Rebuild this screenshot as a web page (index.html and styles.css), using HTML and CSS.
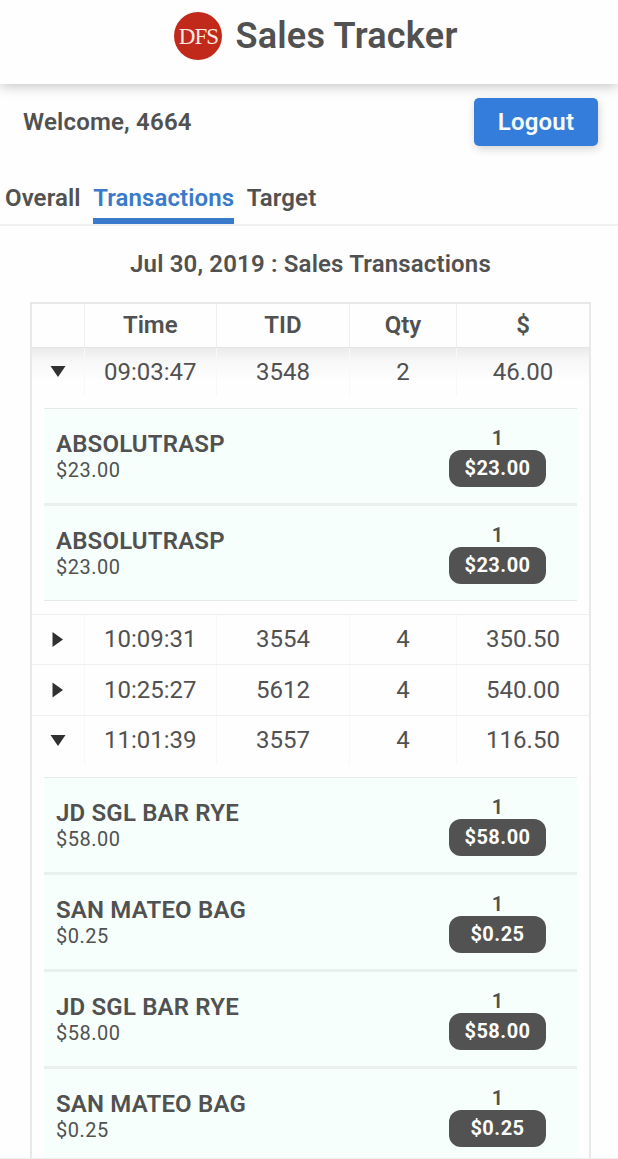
FILE: index.html
```
<!DOCTYPE html>
<html lang="en">
<head>
<meta charset="utf-8">
<title>Sales Tracker</title>
<link rel="stylesheet" href="styles.css">
</head>
<body>
<header class="header">
  <div class="logo">DFS</div>
  <h1 class="title">Sales Tracker</h1>
</header>
<section class="welcome">
  <span class="user">Welcome, 4664</span>
  <button class="logout">Logout</button>
</section>
<nav class="tabs">
  <a class="tab">Overall</a>
  <a class="tab active">Transactions</a>
  <a class="tab">Target</a>
</nav>
<h2 class="subtitle">Jul 30, 2019 : Sales Transactions</h2>
<main class="table">
  <div class="row head"><span></span><span>Time</span><span>TID</span><span>Qty</span><span>$</span></div>
  <div class="row first"><span><svg class="arrow" viewBox="0 0 16 16"><path d="M.5 3h15L8 14z"/></svg></span><span>09:03:47</span><span>3548</span><span>2</span><span>46.00</span></div>
  <div class="panel">
    <div class="item"><div><div class="name">ABSOLUTRASP</div><div class="price">$23.00</div></div><div class="amount"><b class="count">1</b><b class="badge">$23.00</b></div></div>
    <div class="item"><div><div class="name">ABSOLUTRASP</div><div class="price">$23.00</div></div><div class="amount"><b class="count">1</b><b class="badge">$23.00</b></div></div>
  </div>
  <div class="row"><span><svg class="arrow" viewBox="0 0 16 16"><path d="M2.500 0v15l10.500-7.500z"/></svg></span><span>10:09:31</span><span>3554</span><span>4</span><span>350.50</span></div>
  <div class="row tall"><span><svg class="arrow" viewBox="0 0 16 16"><path d="M2.500.500v15l10.500-7.500z"/></svg></span><span>10:25:27</span><span>5612</span><span>4</span><span>540.00</span></div>
  <div class="row"><span><svg class="arrow" viewBox="0 0 16 16"><path d="M.5 2h15L8 13z"/></svg></span><span>11:01:39</span><span>3557</span><span>4</span><span>116.50</span></div>
  <div class="panel">
    <div class="item"><div><div class="name">JD SGL BAR RYE</div><div class="price">$58.00</div></div><div class="amount"><b class="count">1</b><b class="badge">$58.00</b></div></div>
    <div class="item"><div><div class="name">SAN MATEO BAG</div><div class="price">$0.25</div></div><div class="amount"><b class="count">1</b><b class="badge">$0.25</b></div></div>
    <div class="item"><div><div class="name">JD SGL BAR RYE</div><div class="price">$58.00</div></div><div class="amount"><b class="count">1</b><b class="badge">$58.00</b></div></div>
    <div class="item"><div><div class="name">SAN MATEO BAG</div><div class="price">$0.25</div></div><div class="amount"><b class="count">1</b><b class="badge">$0.25</b></div></div>
  </div>
</main>
</body>
</html>
```
FILE: styles.css
```
* { box-sizing: border-box; }
html { height: 1159px; overflow: hidden; }
body {
  margin: 0;
  height: 1159px;
  overflow: hidden;
  background: #fefefe;
  border-bottom: 1px solid #f0f0f0;
  color: #515151;
  font-family: Roboto, "Liberation Sans", sans-serif;
}
.header {
  display: flex;
  justify-content: center;
  gap: 13px;
  height: 84px;
  padding: 12px 0 0 14px;
  background: #fefefe;
  box-shadow: 0 2px 12px rgba(0, 0, 0, .24);
}
.logo {
  width: 48px;
  height: 48px;
  border-radius: 50%;
  background: #c12a1a;
  color: #fbe9e4;
  font: 23px/49px "Liberation Serif", serif;
  letter-spacing: -1px;
  text-align: center;
}
.title { margin: 0; font-size: 36px; line-height: 48px; font-weight: 600; letter-spacing: .25px; }
.welcome {
  display: flex;
  justify-content: space-between;
  height: 89px;
  padding: 14px 20px 0 23px;
}
.user { font-size: 24px; line-height: 48px; font-weight: 600; letter-spacing: .2px; }
.logout {
  width: 124px;
  height: 48px;
  padding: 0;
  border: 0;
  border-radius: 5px;
  background: #357ddb;
  box-shadow: 1px 3px 9px rgba(0, 0, 0, .17);
  color: #f5fbff;
  font: 600 24px/48px Roboto, sans-serif;
  letter-spacing: .2px;
}
.tabs {
  display: flex;
  gap: 12.5px;
  height: 53px;
  padding-left: 5px;
  border-bottom: 2px solid #f0f0f0;
}
.tab { height: 51px; font-size: 24px; line-height: 50px; font-weight: 600; letter-spacing: .1px; }
.active { color: #3a7aca; border-bottom: 6px solid #3a7aca; }
.subtitle {
  margin: 24px 0 0 3px;
  text-align: center;
  font-size: 24px;
  line-height: 28px;
  font-weight: 600;
  letter-spacing: .16px;
}
.table {
  width: 561px;
  margin: 24px 0 0 30px;
  border: 2px solid #e8e8e8;
}
.row {
  display: grid;
  grid-template-columns: 52.5px 132.5px 133px 107px 1fr;
  height: 50px;
  border-top: 1px solid #efefef;
  font-size: 24px;
  line-height: 49px;
  text-align: center;
}
.row > span { display: flex; align-items: center; justify-content: center; border-right: 1px solid #f8f8f8; }
.row > span:last-child { border-right: 0; }
.row.head {
  height: 43px;
  border: 0;
  font-weight: 600;
  line-height: 43px;
}
.row.head > span { border-color: #efefef; }
.row.first {
  height: 49px;
  border-top-color: #e4e4e4;
  background: linear-gradient(#ebebeb, #f7f7f7 12px, #fefefe 32px);
  line-height: 46px;
}
.row.first > span { padding-bottom: 1px; }
.row.tall { height: 51px; }
.arrow { width: 16px; height: 16px; fill: #303030; }
.row.first .arrow { margin-bottom: 1px; }
.panel {
  margin: 12px 12px 13px;
  border-top: 1px solid #e3eae8;
  border-bottom: 1px solid #e3eae8;
  background: #f6fffc;
}
.item {
  display: flex;
  justify-content: space-between;
  height: 97px;
  padding: 20px 31px 0 12px;
  border-bottom: 3px solid #e9f1ee;
}
.item:last-child { height: 94px; border-bottom: 0; }
.name { padding-top: 1px; font-size: 24px; line-height: 28px; font-weight: 600; letter-spacing: .18px; }
.price { font-size: 20px; line-height: 24px; letter-spacing: .5px; }
.amount { display: flex; flex-direction: column; align-items: center; width: 97px; }
.count { height: 21px; font-size: 20px; line-height: 19px; font-weight: 600; }
.badge {
  width: 97px;
  height: 37px;
  border-radius: 12px;
  background: #525252;
  color: #fefefe;
  font-size: 20px;
  line-height: 36px;
  font-weight: 700;
  letter-spacing: .5px;
  text-align: center;
}
```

◆ What to work on: Are you able to set down all the lines above exactly, without any pictures?

◆ Exercise solution:
Rebuild this screenshot as a web page (index.html and styles.css), using HTML and CSS.
FILE: index.html
```
<!DOCTYPE html>
<html lang="en">
<head>
<meta charset="utf-8">
<title>Sales Tracker</title>
<link rel="stylesheet" href="styles.css">
</head>
<body>
<header class="header">
  <div class="logo">DFS</div>
  <h1 class="title">Sales Tracker</h1>
</header>
<section class="welcome">
  <span class="user">Welcome, 4664</span>
  <button class="logout">Logout</button>
</section>
<nav class="tabs">
  <a class="tab">Overall</a>
  <a class="tab active">Transactions</a>
  <a class="tab">Target</a>
</nav>
<h2 class="subtitle">Jul 30, 2019 : Sales Transactions</h2>
<main class="table">
  <div class="row head"><span></span><span>Time</span><span>TID</span><span>Qty</span><span>$</span></div>
  <div class="row first"><span><svg class="arrow" viewBox="0 0 16 16"><path d="M.5 3h15L8 14z"/></svg></span><span>09:03:47</span><span>3548</span><span>2</span><span>46.00</span></div>
  <div class="panel">
    <div class="item"><div><div class="name">ABSOLUTRASP</div><div class="price">$23.00</div></div><div class="amount"><b class="count">1</b><b class="badge">$23.00</b></div></div>
    <div class="item"><div><div class="name">ABSOLUTRASP</div><div class="price">$23.00</div></div><div class="amount"><b class="count">1</b><b class="badge">$23.00</b></div></div>
  </div>
  <div class="row"><span><svg class="arrow" viewBox="0 0 16 16"><path d="M2.500 0v15l10.500-7.500z"/></svg></span><span>10:09:31</span><span>3554</span><span>4</span><span>350.50</span></div>
  <div class="row tall"><span><svg class="arrow" viewBox="0 0 16 16"><path d="M2.500.500v15l10.500-7.500z"/></svg></span><span>10:25:27</span><span>5612</span><span>4</span><span>540.00</span></div>
  <div class="row"><span><svg class="arrow" viewBox="0 0 16 16"><path d="M.5 2h15L8 13z"/></svg></span><span>11:01:39</span><span>3557</span><span>4</span><span>116.50</span></div>
  <div class="panel">
    <div class="item"><div><div class="name">JD SGL BAR RYE</div><div class="price">$58.00</div></div><div class="amount"><b class="count">1</b><b class="badge">$58.00</b></div></div>
    <div class="item"><div><div class="name">SAN MATEO BAG</div><div class="price">$0.25</div></div><div class="amount"><b class="count">1</b><b class="badge">$0.25</b></div></div>
    <div class="item"><div><div class="name">JD SGL BAR RYE</div><div class="price">$58.00</div></div><div class="amount"><b class="count">1</b><b class="badge">$58.00</b></div></div>
    <div class="item"><div><div class="name">SAN MATEO BAG</div><div class="price">$0.25</div></div><div class="amount"><b class="count">1</b><b class="badge">$0.25</b></div></div>
  </div>
</main>
</body>
</html>
```
FILE: styles.css
```
* { box-sizing: border-box; }
html { height: 1159px; overflow: hidden; }
body {
  margin: 0;
  height: 1159px;
  overflow: hidden;
  background: #fefefe;
  border-bottom: 1px solid #f0f0f0;
  color: #515151;
  font-family: Roboto, "Liberation Sans", sans-serif;
}
.header {
  display: flex;
  justify-content: center;
  gap: 13px;
  height: 84px;
  padding: 12px 0 0 14px;
  background: #fefefe;
  box-shadow: 0 2px 12px rgba(0, 0, 0, .24);
}
.logo {
  width: 48px;
  height: 48px;
  border-radius: 50%;
  background: #c12a1a;
  color: #fbe9e4;
  font: 23px/49px "Liberation Serif", serif;
  letter-spacing: -1px;
  text-align: center;
}
.title { margin: 0; font-size: 36px; line-height: 48px; font-weight: 600; letter-spacing: .25px; }
.welcome {
  display: flex;
  justify-content: space-between;
  height: 89px;
  padding: 14px 20px 0 23px;
}
.user { font-size: 24px; line-height: 48px; font-weight: 600; letter-spacing: .2px; }
.logout {
  width: 124px;
  height: 48px;
  padding: 0;
  border: 0;
  border-radius: 5px;
  background: #357ddb;
  box-shadow: 1px 3px 9px rgba(0, 0, 0, .17);
  color: #f5fbff;
  font: 600 24px/48px Roboto, sans-serif;
  letter-spacing: .2px;
}
.tabs {
  display: flex;
  gap: 12.5px;
  height: 53px;
  padding-left: 5px;
  border-bottom: 2px solid #f0f0f0;
}
.tab { height: 51px; font-size: 24px; line-height: 50px; font-weight: 600; letter-spacing: .1px; }
.active { color: #3a7aca; border-bottom: 6px solid #3a7aca; }
.subtitle {
  margin: 24px 0 0 3px;
  text-align: center;
  font-size: 24px;
  line-height: 28px;
  font-weight: 600;
  letter-spacing: .16px;
}
.table {
  width: 561px;
  margin: 24px 0 0 30px;
  border: 2px solid #e8e8e8;
}
.row {
  display: grid;
  grid-template-columns: 52.5px 132.5px 133px 107px 1fr;
  height: 50px;
  border-top: 1px solid #efefef;
  font-size: 24px;
  line-height: 49px;
  text-align: center;
}
.row > span { display: flex; align-items: center; justify-content: center; border-right: 1px solid #f8f8f8; }
.row > span:last-child { border-right: 0; }
.row.head {
  height: 43px;
  border: 0;
  font-weight: 600;
  line-height: 43px;
}
.row.head > span { border-color: #efefef; }
.row.first {
  height: 49px;
  border-top-color: #e4e4e4;
  background: linear-gradient(#ebebeb, #f7f7f7 12px, #fefefe 32px);
  line-height: 46px;
}
.row.first > span { padding-bottom: 1px; }
.row.tall { height: 51px; }
.arrow { width: 16px; height: 16px; fill: #303030; }
.row.first .arrow { margin-bottom: 1px; }
.panel {
  margin: 12px 12px 13px;
  border-top: 1px solid #e3eae8;
  border-bottom: 1px solid #e3eae8;
  background: #f6fffc;
}
.item {
  display: flex;
  justify-content: space-between;
  height: 97px;
  padding: 20px 31px 0 12px;
  border-bottom: 3px solid #e9f1ee;
}
.item:last-child { height: 94px; border-bottom: 0; }
.name { padding-top: 1px; font-size: 24px; line-height: 28px; font-weight: 600; letter-spacing: .18px; }
.price { font-size: 20px; line-height: 24px; letter-spacing: .5px; }
.amount { display: flex; flex-direction: column; align-items: center; width: 97px; }
.count { height: 21px; font-size: 20px; line-height: 19px; font-weight: 600; }
.badge {
  width: 97px;
  height: 37px;
  border-radius: 12px;
  background: #525252;
  color: #fefefe;
  font-size: 20px;
  line-height: 36px;
  font-weight: 700;
  letter-spacing: .5px;
  text-align: center;
}
```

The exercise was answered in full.